If he were to win, Obama would start off his administration with an enormous amount of goodwill in South America simply by dint of his racial origins. Many Afro-Latinos in South America—particularly in Brazil—would see an Obama victory in Washington as an enormously positive social step. …

Obama could capitalize on this goodwill by withdrawing troops from Iraq. The new U.S. president could then increase economic aid to impoverished South American countries or promote free trade deals with small nations such as Ecuador. Chávez has long decried the excesses of globalization, but Obama might be able to steal some of the Venezuelan leader’s thunder by negotiating separate trade deals that protect labor and the environment.
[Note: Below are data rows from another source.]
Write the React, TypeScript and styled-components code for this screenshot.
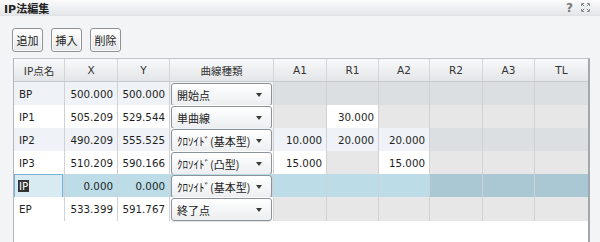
import styled, { createGlobalStyle } from 'styled-components';

const GlobalStyle = createGlobalStyle`
  html, body {
    margin:0;
    padding:0;
    background:#f3f4f6;
  }
  body {
    font-family:"DejaVu Sans", "Noto Sans CJK JP", sans-serif;
    color:#1f1f1f;
  }
`

const COLS = '51px 53px 52px 104px 53px 52px 51px 53px 52px 53px'

const Window = styled.div`
  width:600px;
  height:242px;
  overflow:hidden;
  display:flex;
  flex-direction:column;
`

const TitleBar = styled.div`
  height:16px;
  display:flex;
  align-items:center;
  justify-content:space-between;
  padding:0 10px 0 4px;
  background:linear-gradient(#fbfbfc, #e4e6e8);
  border-bottom:1px solid #dfe1e4;
  box-sizing:border-box;
`

const Title = styled.span`
  font-size:11px;
  font-weight:bold;
  color:#222;
`

const TitleIcons = styled.div`
  display:flex;
  align-items:center;
  gap:8px;
`

const HelpMark = styled.span`
  font-family:"DejaVu Sans", sans-serif;
  font-size:12px;
  font-weight:bold;
  color:#76797c;
  line-height:1;
`

const Toolbar = styled.div`
  display:flex;
  gap:8px;
  padding:12px 0 0 12px;
`

const ToolButton = styled.button`
  width:31px;
  height:24px;
  padding:0;
  font-family:"Noto Sans CJK JP", sans-serif;
  font-size:11px;
  color:#222;
  border:1px solid #8f9396;
  border-radius:3px;
  background:linear-gradient(#ffffff, #e6e7e9);
  box-shadow:inset 0 0 0 1px #fbfbfb;
`

const GridBox = styled.div`
  margin:6px 0 0 13px;
  width:574px;
  flex:1;
  background:#fff;
  border-top:1px solid #bfc3c7;
  border-left:1px solid #b4b8bc;
  border-right:2px solid #a3a8ad;
`

const HeaderRow = styled.div`
  display:grid;
  grid-template-columns:${COLS};
  height:23px;
  background:linear-gradient(#f8f9fa, #e3e5e8);
  border-bottom:1px solid #c6c9cd;
  box-sizing:border-box;
`

const HeadCell = styled.div`
  display:flex;
  align-items:center;
  justify-content:center;
  font-size:10.5px;
  color:#333;
  border-right:1px solid #d3d6d9;
  &:last-child { border-right:none; }
`

const Row = styled.div`
  display:grid;
  grid-template-columns:${COLS};
  height:23px;
`

const Cell = styled.div<{ $bg: string; $right?: boolean }>`
  display:flex;
  align-items:center;
  justify-content:${p => p.$right ? 'flex-end' : 'flex-start'};
  padding:0 4px 0 5px;
  box-sizing:border-box;
  font-size:10.3px;
  background:${p => p.$bg};
  border-right:1px solid #cfd1d4;
  &:last-child { border-right:none; }
`

const FocusCell = styled.div`
  flex:1;
  align-self:stretch;
  display:flex;
  align-items:center;
  padding-left:3px;
  margin:0 1px 0 0;
  background:#d8ebf2;
  border:1px solid #79b1d0;
  font-size:10.3px;
`

const Selected = styled.span`
  background:#333;
  color:#fff;
  padding:0 1px;
`

const SelectCell = styled.div<{ $bg: string }>`
  display:flex;
  padding:0 1px;
  background:${p => p.$bg};
  border-right:1px solid #cfd1d4;
`

const Dropdown = styled.div`
  flex:1;
  margin-top:1px;
  height:21px;
  display:flex;
  align-items:center;
  justify-content:space-between;
  padding:0 9px 0 5px;
  border:1px solid #8b9299;
  border-radius:3px;
  background:linear-gradient(#ffffff, #eceef0);
  box-shadow:0 1px 1px rgba(0,0,0,0.12);
  font-family:"Noto Sans CJK JP", sans-serif;
  font-size:11px;
  color:#222;
`

const Arrow = styled.span`
  width:0;
  height:0;
  border-left:3.5px solid transparent;
  border-right:3.5px solid transparent;
  border-top:4px solid #3a3a3a;
`

type Tone = 'normal' | 'alt' | 'sel'

const TONES: Record<Tone, { on: string; off: string }> = {
  normal: { on: '#ffffff', off: '#e7e7e7' },
  alt: { on: '#eff2f6', off: '#dcdfe2' },
  sel: { on: '#bcdde8', off: '#a9c8d3' },
}

interface IpRow {
  name: string
  x: string
  y: string
  type: string
  params: (string | null)[]
  tone: Tone
  focus?: boolean
}

const rows: IpRow[] = [
  { name: 'BP', x: '500.000', y: '500.000', type: '開始点', params: [null, null, null, null, null, null], tone: 'alt' },
  { name: 'IP1', x: '505.209', y: '529.544', type: '単曲線', params: [null, '30.000', null, null, null, null], tone: 'normal' },
  { name: 'IP2', x: '490.209', y: '555.525', type: 'ｸﾛｿｲﾄﾞ(基本型)', params: ['10.000', '20.000', '20.000', null, null, null], tone: 'alt' },
  { name: 'IP3', x: '510.209', y: '590.166', type: 'ｸﾛｿｲﾄﾞ(凸型)', params: ['15.000', null, '15.000', null, null, null], tone: 'normal' },
  { name: 'IP', x: '0.000', y: '0.000', type: 'ｸﾛｿｲﾄﾞ(基本型)', params: ['', '', '', null, null, null], tone: 'sel', focus: true },
  { name: 'EP', x: '533.399', y: '591.767', type: '終了点', params: [null, null, null, null, null, null], tone: 'normal' },
]

const headers = ['IP点名', 'X', 'Y', '曲線種類', 'A1', 'R1', 'A2', 'R2', 'A3', 'TL']

function ResizeIcon() {
  return (
    <svg width="9" height="9" viewBox="0 0 9 9" fill="none" stroke="#8d9093" strokeWidth="1">
      <path d="M0.5 3V0.5H3M6 0.5H8.5V3M8.5 6V8.5H6M3 8.5H0.5V6" />
      <path d="M1 1L3.2 3.2M8 1L5.8 3.2M8 8L5.8 5.8M1 8L3.2 5.8" />
    </svg>
  )
}

export default function App() {
  return (
    <Window>
      <GlobalStyle />
      <TitleBar>
        <Title>IP法編集</Title>
        <TitleIcons>
          <HelpMark>?</HelpMark>
          <ResizeIcon />
        </TitleIcons>
      </TitleBar>
      <Toolbar>
        <ToolButton>追加</ToolButton>
        <ToolButton>挿入</ToolButton>
        <ToolButton>削除</ToolButton>
      </Toolbar>
      <GridBox>
        <HeaderRow>
          {headers.map(h => <HeadCell key={h}>{h}</HeadCell>)}
        </HeaderRow>
        {rows.map(r => {
          const tone = TONES[r.tone]
          return (
            <Row key={r.name}>
              {r.focus
                ? <Cell $bg={tone.on} style={{ padding: 0 }}><FocusCell><Selected>{r.name}</Selected></FocusCell></Cell>
                : <Cell $bg={tone.on}>{r.name}</Cell>}
              <Cell $bg={tone.on} $right>{r.x}</Cell>
              <Cell $bg={tone.on} $right>{r.y}</Cell>
              <SelectCell $bg={tone.on}>
                <Dropdown>
                  <span>{r.type}</span>
                  <Arrow />
                </Dropdown>
              </SelectCell>
              {r.params.map((v, i) => (
                <Cell key={i} $bg={v === null ? tone.off : tone.on} $right>{v}</Cell>
              ))}
            </Row>
          )
        })}
      </GridBox>
    </Window>
  )
}
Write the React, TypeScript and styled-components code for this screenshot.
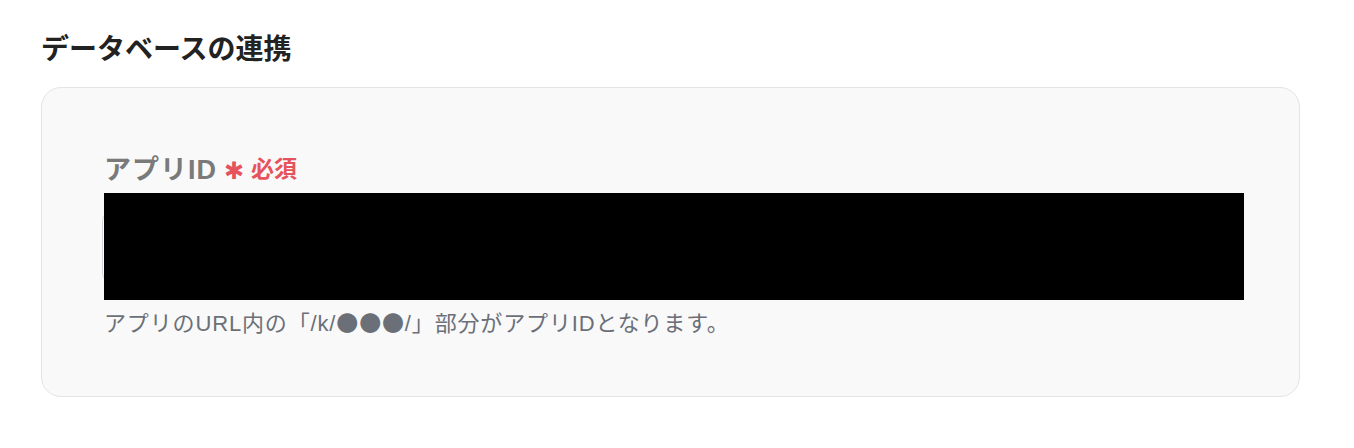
import { FC } from 'react';
import styled, { createGlobalStyle } from 'styled-components';

const GlobalStyle = createGlobalStyle`
  body {
    margin: 0;
    background: #ffffff;
    font-family: 'Liberation Sans', 'Noto Sans CJK JP', sans-serif;
  }
`;

const SPage = styled.div`
  width: 1354px;
  height: 448px;
  box-sizing: border-box;
  padding: 30px 54px 0 41px;
`;
const STitle = styled.h2`
  margin: 0 0 17px;
  font-size: 28px;
  line-height: 40px;
  font-weight: 700;
  color: #222222;
`;
const SCard = styled.div`
  box-sizing: border-box;
  height: 310px;
  border: 1.5px solid #e2e4e8;
  border-radius: 20px;
  background: #f9f9f9;
  padding: 62px 54px 0 62px;
`;
const SLabel = styled.div`
  display: flex;
  align-items: center;
  gap: 7px;
  height: 34px;
  font-size: 27px;
  font-weight: 700;
  letter-spacing: 1px;
  color: #7a7a7a;
`;
const SRequired = styled.span`
  display: flex;
  align-items: center;
  gap: 7px;
  color: #e5535c;
  font-size: 23px;
  letter-spacing: 0;
`;
const SAsterisk = styled.span`
  font-family: 'DejaVu Sans', sans-serif;
  font-size: 24px;
  line-height: 1;
  margin-top: 7px;
`;
const SField = styled.div`
  position: relative;
  height: 107px;
  margin-top: 9px;
  display: flex;
  align-items: center;
`;
const SInput = styled.input`
  box-sizing: border-box;
  width: 100%;
  height: 72px;
  margin-left: -2px;
  border: 1.5px solid #d3d7dd;
  border-radius: 10px;
  background: #ffffff;
  padding: 0 16px;
  font-size: 18px;
  font-family: inherit;
  outline: none;
`;
const SRedaction = styled.div`
  position: absolute;
  top: 0;
  bottom: 0;
  left: 0;
  width: 1140px;
  background: #000000;
`;
const SHelp = styled.p`
  margin: 6px 0 0;
  font-size: 22px;
  line-height: 30px;
  letter-spacing: 0.85px;
  color: #6b7078;
`;
const SDots = styled.span`
  font-family: 'Noto Sans CJK JP', sans-serif;
`;

const App: FC = () => {
  return (
    <SPage>
      <GlobalStyle />
      <STitle>データベースの連携</STitle>
      <SCard>
        <SLabel>
          アプリID
          <SRequired>
            <SAsterisk>✱</SAsterisk>
            必須
          </SRequired>
        </SLabel>
        <SField>
          <SInput type="text" aria-label="アプリID" />
          <SRedaction />
        </SField>
        <SHelp>
          アプリのURL内の「/k/<SDots>●●●</SDots>/」部分がアプリIDとなります。
        </SHelp>
      </SCard>
    </SPage>
  );
};

export default App;
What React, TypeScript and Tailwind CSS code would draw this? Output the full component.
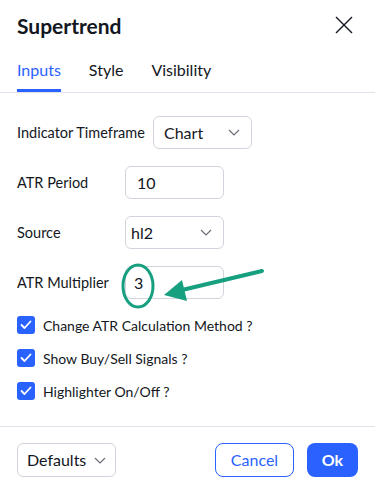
import React from "react";

const Chevron = () => (
  <svg width="12" height="7" viewBox="0 0 12 7" fill="none">
    <path d="M1 1l5 5 5-5" stroke="#6a6d78" strokeWidth="1.2" />
  </svg>
);

const Check = () => (
  <span className="w-[18px] h-[18px] rounded-[3px] bg-[#2962ff] flex items-center justify-center shrink-0">
    <svg width="12" height="10" viewBox="0 0 12 10" fill="none">
      <path d="M1.5 5l3 3 6-6.5" stroke="#fff" strokeWidth="1.8" strokeLinecap="round" strokeLinejoin="round" />
    </svg>
  </span>
);

export default function App() {
  return (
    <div
      className="relative w-[375px] h-[491px] bg-white text-[#131722] overflow-hidden flex flex-col"
      style={{ fontFamily: 'Lato, "Noto Sans", sans-serif' }}
    >
      <div className="h-[48px] flex items-center justify-between pl-[17px] pr-[22px] pt-[2px]">
        <span className="text-[21px] font-bold leading-none">Supertrend</span>
        <svg width="18" height="18" viewBox="0 0 18 18" fill="none">
          <path d="M1 1l16 16M17 1L1 17" stroke="#131722" strokeWidth="1.4" />
        </svg>
      </div>

      <div className="flex gap-[28px] px-[17px] border-b border-[#e0e3eb] h-[45px]">
        <div className="h-[44px] flex items-center border-b-[3px] border-[#2962ff] text-[#2962ff] text-[16px] pt-[3px]">Inputs</div>
        <div className="h-[44px] flex items-center border-b-[3px] border-transparent text-[16px] pt-[3px]">Style</div>
        <div className="h-[44px] flex items-center border-b-[3px] border-transparent text-[16px] pt-[3px]">Visibility</div>
      </div>

      <div className="flex flex-col px-[17px] pt-[23px] text-[14.5px]">
        <div className="flex items-center h-[33px]">
          <span className="w-[136px] shrink-0">Indicator Timeframe</span>
          <div className="w-[99px] h-[33px] border border-[#d1d4dc] rounded-[6px] flex items-center justify-between pl-[10px] pr-[11px] text-[16px]">
            <span>Chart</span>
            <Chevron />
          </div>
        </div>
        <div className="flex items-center h-[33px] mt-[17px]">
          <span className="w-[108px] shrink-0">ATR Period</span>
          <div className="w-[99px] h-[33px] border border-[#d1d4dc] rounded-[6px] flex items-center pl-[11px] text-[16px]">10</div>
        </div>
        <div className="flex items-center h-[33px] mt-[17px]">
          <span className="w-[108px] shrink-0">Source</span>
          <div className="w-[99px] h-[33px] border border-[#d1d4dc] rounded-[6px] flex items-center justify-between pl-[5px] pr-[11px] text-[16px]">
            <span>hl2</span>
            <Chevron />
          </div>
        </div>
        <div className="flex items-center h-[33px] mt-[17px]">
          <span className="w-[108px] shrink-0">ATR Multiplier</span>
          <div className="w-[99px] h-[33px] border border-[#d1d4dc] rounded-[6px] flex items-center pl-[8px] text-[16px]">3</div>
        </div>

        <div className="flex flex-col gap-[15px] mt-[17px] text-[14px]">
          <div className="flex items-center gap-[8px] h-[18px]">
            <Check />
            <span>Change ATR Calculation Method ?</span>
          </div>
          <div className="flex items-center gap-[8px] h-[18px]">
            <Check />
            <span>Show Buy/Sell Signals ?</span>
          </div>
          <div className="flex items-center gap-[8px] h-[18px]">
            <Check />
            <span>Highlighter On/Off ?</span>
          </div>
        </div>
      </div>

      <div className="mt-auto border-t border-[#e0e3eb] h-[65px] flex items-start pt-[16px] px-[17px] justify-between">
        <div className="w-[99px] h-[34px] border border-[#d1d4dc] rounded-[6px] flex items-center justify-between pl-[9px] pr-[9px] text-[16px]">
          <span>Defaults</span>
          <Chevron />
        </div>
        <div className="flex gap-[13px]">
          <div className="w-[79px] h-[34px] border border-[#2962ff] rounded-[8px] flex items-center justify-center text-[#2962ff] text-[16px]">Cancel</div>
          <div className="w-[51px] h-[34px] bg-[#2962ff] rounded-[8px] flex items-center justify-center text-white text-[16px] font-bold">Ok</div>
        </div>
      </div>

      <svg className="absolute left-0 top-0 pointer-events-none" width="375" height="491" viewBox="0 0 375 491">
        <ellipse cx="138" cy="286" rx="15" ry="21" fill="none" stroke="#17a07f" strokeWidth="3" />
        <line x1="262" y1="271" x2="182" y2="290" stroke="#17a07f" strokeWidth="4" strokeLinecap="round" />
        <polygon points="164,295 182,280 187,301" fill="#17a07f" />
      </svg>
    </div>
  );
}
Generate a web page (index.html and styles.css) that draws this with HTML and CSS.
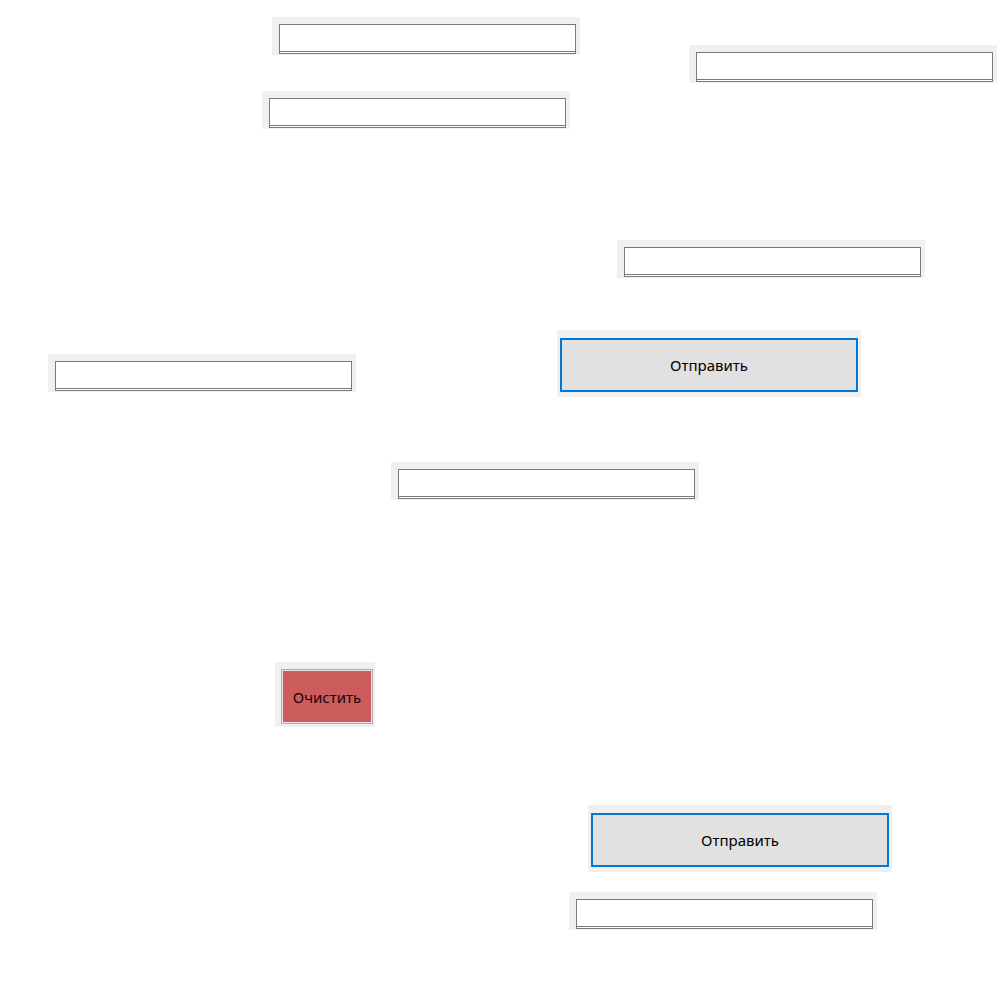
FILE: index.html
```html
<!DOCTYPE html>
<html>
<head>
  <meta charset="utf-8">
  <title>Form canvas</title>
  <link rel="stylesheet" href="styles.css">
</head>
<body>
  <div class="canvas">
    <div class="widget field" style="left: 272px; top: 17px;"><div class="textbox"></div></div>
    <div class="widget field" style="left: 689px; top: 45px;"><div class="textbox"></div></div>
    <div class="widget field" style="left: 262px; top: 91px;"><div class="textbox"></div></div>
    <div class="widget field" style="left: 617px; top: 240px;"><div class="textbox"></div></div>
    <div class="widget send" style="left: 557px; top: 330px;"><div class="btn btn-send">Отправить</div></div>
    <div class="widget field" style="left: 48px; top: 354px;"><div class="textbox"></div></div>
    <div class="widget field" style="left: 391px; top: 462px;"><div class="textbox"></div></div>
    <div class="widget clear" style="left: 275px; top: 662px;"><div class="btn btn-clear">Очистить</div></div>
    <div class="widget send" style="left: 588px; top: 805px;"><div class="btn btn-send">Отправить</div></div>
    <div class="widget field" style="left: 569px; top: 892px;"><div class="textbox"></div></div>
  </div>
</body>
</html>
```

FILE: styles.css
```css
body {
    margin: 0;
    background-color: #fff;
    font-family: "Noto Sans", "Open Sans", sans-serif;
}
.canvas {
    position: relative;
    width: 1000px;
    height: 1000px;
    overflow: hidden;
}
.widget {
    position: absolute;
    background-color: #f0f0f0;
    box-sizing: border-box;
}
.field {
    width: 308px;
    height: 38px;
    padding: 7px 4px 1px 7px;
}
.textbox {
    width: 297px;
    height: 30px;
    box-sizing: border-box;
    background-color: #fff;
    border: 1px solid #7a7a7a;
    border-bottom: 3px double #7a7a7a;
}
.send {
    width: 304px;
    height: 67px;
    padding: 8px 3px 5px 3px;
}
.clear {
    width: 100px;
    height: 65px;
    padding: 7px 2px 3px 6px;
}
.btn {
    box-sizing: border-box;
    height: 100%;
    display: flex;
    align-items: center;
    justify-content: center;
    font-size: 15px;
    color: #000;
}
.btn-send {
    background-color: #e1e1e1;
    border: 2px solid #0078d7;
}
.btn-clear {
    background-color: #cd5c5c;
    border: 1px solid #adadad;
    box-shadow: inset 0 0 0 1px #e8e8e8;
    color: #1a0505;
}
```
In this way, Obama could put a break on ALBA expansion and frustrate Chávez’s international ambitions.

Kozloff says nothing about Obama’s declared intention to maintain the embargo against Cuba, or his hostility to Chávez, or his endorsement of Reagan’s foreign policy, or his support for Colombian terrorism (via), or his generally patronizing attitude toward Latin America, exemplified by his Miami speech of last May. (I dissected it here.) True, if Obama becomes President, he could withdraw troops from Iraq (though he doesn’t intend to end the US occupation entirely [via Chris Floyd), and he could win goodwill by adopting policies helpful to the poor in Latin America and elsewhere, or by giving everybody lollipops. But will he? Ignoring Obama’s known intentions, Kozloff offers only fantasy in their place.